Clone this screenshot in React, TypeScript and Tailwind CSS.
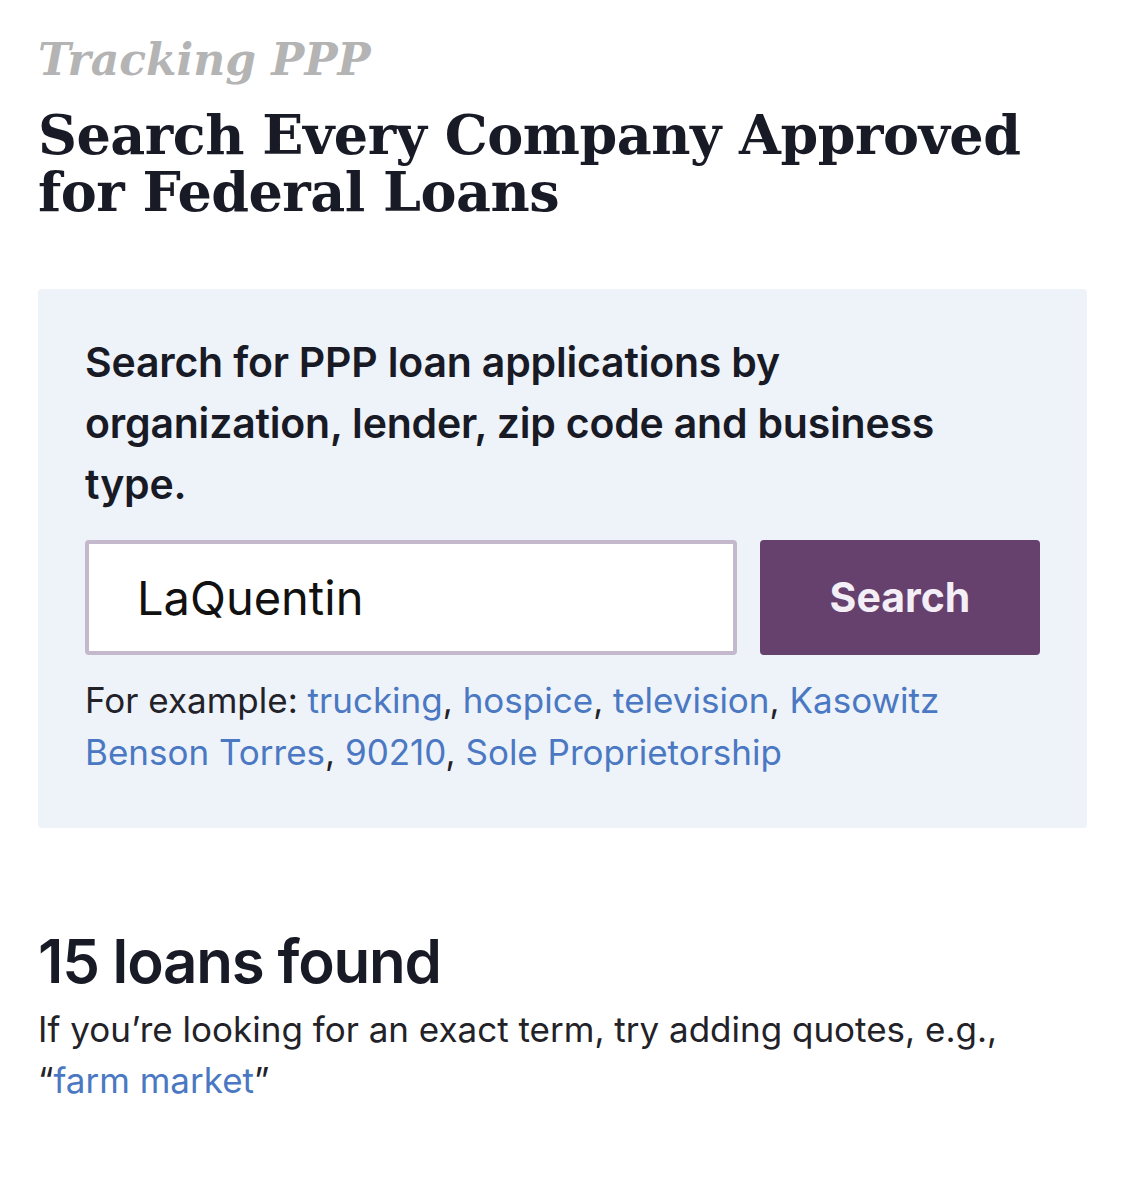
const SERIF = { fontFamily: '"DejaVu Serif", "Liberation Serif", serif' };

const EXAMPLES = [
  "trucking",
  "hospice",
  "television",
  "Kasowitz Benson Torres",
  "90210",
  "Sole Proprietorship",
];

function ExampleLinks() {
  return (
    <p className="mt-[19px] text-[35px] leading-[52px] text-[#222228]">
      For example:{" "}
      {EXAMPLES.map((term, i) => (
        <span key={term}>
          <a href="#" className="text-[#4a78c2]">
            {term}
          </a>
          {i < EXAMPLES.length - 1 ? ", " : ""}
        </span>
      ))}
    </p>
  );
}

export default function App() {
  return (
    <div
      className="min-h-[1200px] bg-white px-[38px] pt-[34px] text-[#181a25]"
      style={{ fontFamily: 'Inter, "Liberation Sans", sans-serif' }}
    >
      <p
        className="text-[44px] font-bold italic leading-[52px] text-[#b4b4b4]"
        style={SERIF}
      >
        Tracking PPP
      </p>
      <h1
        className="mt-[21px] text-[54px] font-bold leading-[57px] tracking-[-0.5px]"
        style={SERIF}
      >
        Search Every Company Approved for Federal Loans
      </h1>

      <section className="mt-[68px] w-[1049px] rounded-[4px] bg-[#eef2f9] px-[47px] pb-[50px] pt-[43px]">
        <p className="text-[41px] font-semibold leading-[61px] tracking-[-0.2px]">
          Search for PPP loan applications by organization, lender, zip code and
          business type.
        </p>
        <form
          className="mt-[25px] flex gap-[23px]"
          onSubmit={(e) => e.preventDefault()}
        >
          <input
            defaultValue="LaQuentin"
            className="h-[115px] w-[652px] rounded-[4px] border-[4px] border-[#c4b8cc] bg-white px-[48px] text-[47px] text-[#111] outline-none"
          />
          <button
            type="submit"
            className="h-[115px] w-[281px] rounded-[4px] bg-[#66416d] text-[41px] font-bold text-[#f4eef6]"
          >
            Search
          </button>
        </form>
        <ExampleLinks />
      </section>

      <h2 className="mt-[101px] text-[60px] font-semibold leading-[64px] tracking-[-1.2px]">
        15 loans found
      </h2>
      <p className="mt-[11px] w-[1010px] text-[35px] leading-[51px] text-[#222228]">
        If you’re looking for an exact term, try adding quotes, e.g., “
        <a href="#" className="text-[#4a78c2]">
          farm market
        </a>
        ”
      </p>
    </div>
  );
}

------

• _SHORT TASK_
Write out the listing above again, exactly, but with no pictures in the copy.

• _ANSWER IN FULL_
Clone this screenshot in React, TypeScript and Tailwind CSS.
const SERIF = { fontFamily: '"DejaVu Serif", "Liberation Serif", serif' };

const EXAMPLES = [
  "trucking",
  "hospice",
  "television",
  "Kasowitz Benson Torres",
  "90210",
  "Sole Proprietorship",
];

function ExampleLinks() {
  return (
    <p className="mt-[19px] text-[35px] leading-[52px] text-[#222228]">
      For example:{" "}
      {EXAMPLES.map((term, i) => (
        <span key={term}>
          <a href="#" className="text-[#4a78c2]">
            {term}
          </a>
          {i < EXAMPLES.length - 1 ? ", " : ""}
        </span>
      ))}
    </p>
  );
}

export default function App() {
  return (
    <div
      className="min-h-[1200px] bg-white px-[38px] pt-[34px] text-[#181a25]"
      style={{ fontFamily: 'Inter, "Liberation Sans", sans-serif' }}
    >
      <p
        className="text-[44px] font-bold italic leading-[52px] text-[#b4b4b4]"
        style={SERIF}
      >
        Tracking PPP
      </p>
      <h1
        className="mt-[21px] text-[54px] font-bold leading-[57px] tracking-[-0.5px]"
        style={SERIF}
      >
        Search Every Company Approved for Federal Loans
      </h1>

      <section className="mt-[68px] w-[1049px] rounded-[4px] bg-[#eef2f9] px-[47px] pb-[50px] pt-[43px]">
        <p className="text-[41px] font-semibold leading-[61px] tracking-[-0.2px]">
          Search for PPP loan applications by organization, lender, zip code and
          business type.
        </p>
        <form
          className="mt-[25px] flex gap-[23px]"
          onSubmit={(e) => e.preventDefault()}
        >
          <input
            defaultValue="LaQuentin"
            className="h-[115px] w-[652px] rounded-[4px] border-[4px] border-[#c4b8cc] bg-white px-[48px] text-[47px] text-[#111] outline-none"
          />
          <button
            type="submit"
            className="h-[115px] w-[281px] rounded-[4px] bg-[#66416d] text-[41px] font-bold text-[#f4eef6]"
          >
            Search
          </button>
        </form>
        <ExampleLinks />
      </section>

      <h2 className="mt-[101px] text-[60px] font-semibold leading-[64px] tracking-[-1.2px]">
        15 loans found
      </h2>
      <p className="mt-[11px] w-[1010px] text-[35px] leading-[51px] text-[#222228]">
        If you’re looking for an exact term, try adding quotes, e.g., “
        <a href="#" className="text-[#4a78c2]">
          farm market
        </a>
        ”
      </p>
    </div>
  );
}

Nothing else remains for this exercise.